Some charities designate a specific time of year to emphasize solicitations among friends. Advocates for Homeless Families identifies a three-month window during which the emphasis is on approaching friends to give — with the idea of building excitement around solicitation time and reducing the burnout that can happen if people think they always need to be seeking gifts.

Encouraging Volunteers

Ms. Reynolds, the executive director, also sends an acknowledgment letter to solicitors every time one of their contacts contributes. “That way they get feedback about their success,” she says. “It’s important to keep encouraging people.”

In addition, charities must not wear out solicitors by expecting them to keep asking the same contacts for contributions year after year, experts say. After the initial gift, the charity should take responsibility for keeping the donor interested in the cause.

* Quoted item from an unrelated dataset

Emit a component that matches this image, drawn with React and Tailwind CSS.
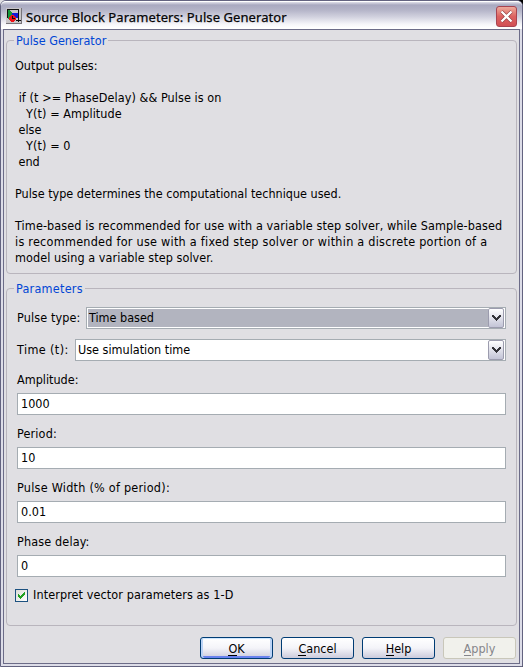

“You have to have a whole plan in mind of how you are going to continue to involve these people so that they do make larger and larger gifts and, in turn, will bring in others,” says Laura Fredricks, a fund raiser at Temple University.

If charities do not forge relationships with those new donors, contributions will dry up if the donor’s friend stops volunteering for the charity.

When the charismatic board president of the Cleveland Center for Contemporary Art stepped down, the donors he had attracted promptly stopped giving. That made the charity realize it needed to make extra efforts to attract donors, such as holding receptions at the museum. “You have to find a way to build relationships with donors that live beyond the donor’s relationship with the solicitor,” says Ms. McNeece, the development director.

Ms. Roth, the Oakland consultant, agrees. “Almost anyone can get their friends to give a one-time gift. It’s the organization’s challenge to convert these people to become loyal to the organization, and not just give because of a connection with a friend.”